In a decision that represents a triumph for bondholders, and should provide comfort to market participants, the Supreme Court of France (the “Supreme Court”) has recognized the trust structure and the parallel debt mechanism as part of security packages put in place for secured international financings granted to a French company.

On Sept. 13, 2011, the Supreme Court clarified certain key questions in the context of international financing by confirming that trust and parallel debt structures governed by New York law would be recognized in France, allowing a trustee under an indenture to file a proof of claim within French safeguard proceedings (“Procédure de Sauvegarde”). Safeguard proceedings are a French legal remedy allowing a company that is facing long-term financial distress to facilitate a restructuring. The restructuring proposals are set out in a safeguard plan. In order to benefit from the plan and any recovery, each creditor must file a formal proof of claim.
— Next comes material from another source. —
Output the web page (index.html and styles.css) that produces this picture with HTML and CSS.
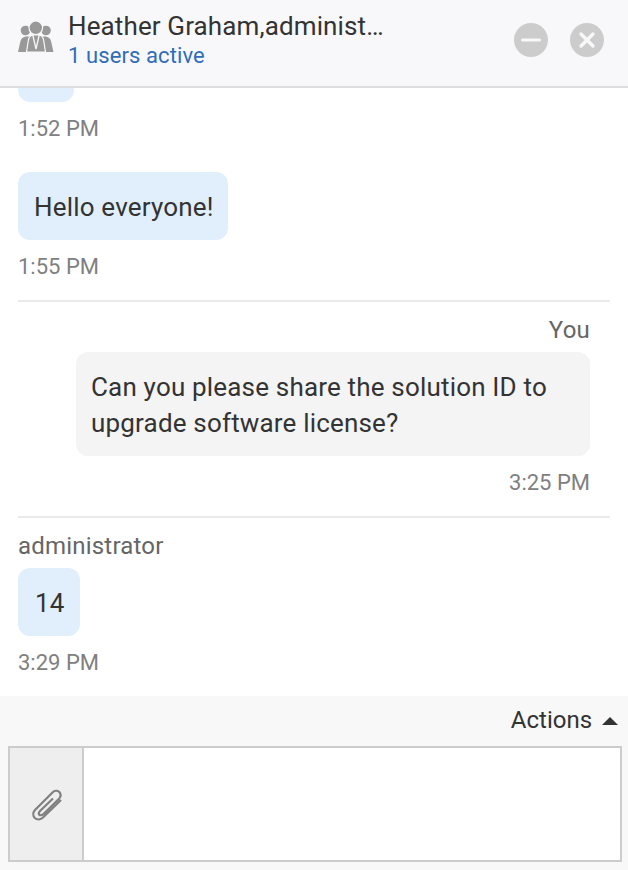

Under French law, only a direct creditor or a specially appointed proxy can file a proof of claim.

In the Belvedere case,1 Belvedere SA (“Belvedere”), an alcoholic beverage company based in France, issued ¤375 million floating rate notes due in 2013. The bond documentation was entered into by Belvedere, seven of its Polish subsidiaries, a U.S. bank as trustee (Bank of New York Mellon) and two separate banks as principal and ancillary security agents (Natixis SA and Raiffeisen Bank Polska, respectively). The Belvedere entities also entered into a collateral sharing agreement in favor of each of the two security agents. The collateral sharing agreement created parallel debt in the same amount of debt owed to the trustee, but with the security attached to it. This structure is commonly used in cross-border transactions for jurisdictions where the trust concept is not recognized (such as France) and allows, when necessary, the security agents to foreclose over the secured assets of a company for the benefit of the bondholders. Both the bond documentation and collateral sharing agreement were governed by New York law.

On July 16, 2008, the Commercial Court of Beaune opened French safeguard proceedings for Belvedere SA and its Polish subsidiaries. Three proofs of claim were filed, one by the trustee and the remaining two by the security agents, and all claims were for the full amount of the notes. These claims were admitted by the Commercial Court. Belvedere and its Polish subsidiaries challenged the admission of the trustee claim, arguing that, in accordance with French law, the trustee was not the legal owner of the receivables, but only a proxy acting for the bondholders without having been specially appointed. Belvedere also challenged the claims filed by the security agents on the grounds that the parallel debt could lead to double payment in contradiction with French public policy.

On appeal, the three proofs of claim were upheld by the Dijon Court of Appeal in its decision dated Sept. 21, 2010, and on the grounds that the trustee was not acting as the bondholders’ specially appointed proxy but rather as the legal owner and therefore valid creditor of the receivables in accordance with New York trust law. The Court of Appeal also rejected the public policy argument raised by Belvedere SA in relation to the filing by the security agents.

Belvedere then filed a further challenge to the Commercial Chamber of the French Supreme Court. The French Supreme Court was asked to resolve a conflict of law issue and determine whether the legal capacity of the trustee to file a proof of claim in Belvedere’s safeguard proceedings was governed by contract law (New York law in this instance), or by French law governing the insolvency proceedings. Under French law, the trustee would have to be appointed as a special proxy by the bondholders to declare claims on their behalf. However, this had not been done since the trustee was deemed to be the legal owner of the receivables as a matter of New York trust law. If the Supreme Court recharacterized the trustee as a proxy, the filing of the proof of claim on behalf of the bondholders would have been inadmissible in the safeguard proceedings, and the bondholders would have been unable to benefit from the provisions of the safeguard plan including any distribution of dividends.

In its decision dated Sept. 13, 2011, the French Supreme Court approved the decision by the Court of Appeal, upholding the proof of claims filed by the trustee and both security agents. In respect of the filing by the trustee, the Supreme Court reconciled the conflicting legal positions by determining that the “lodging, verification and admission of claims” as set out in article 4.2(h) of EC Regulation 1346/2000 (codifying the manner in which a European Union member state determines whether it has jurisdiction to open insolvency proceedings) must be made pursuant to French insolvency law, but that the question as to whether the trustee was the owner of the receivables must be determined according to New York law, governing all the agreements. In reaching this decision, and by allowing the proofs of claim to be retained, the bondholders were able to participate in the distributions that came about from the safeguard plan.

As for the parallel debt argument, the Supreme Court also rejected the argument raised by Belvedere SA, according to which the filing of the parallel debt by the security agents could lead to double payment in contradiction with French public policy, on the ground that the contract specifically provided that any payment made to the security agents would reduce the main debt accordingly.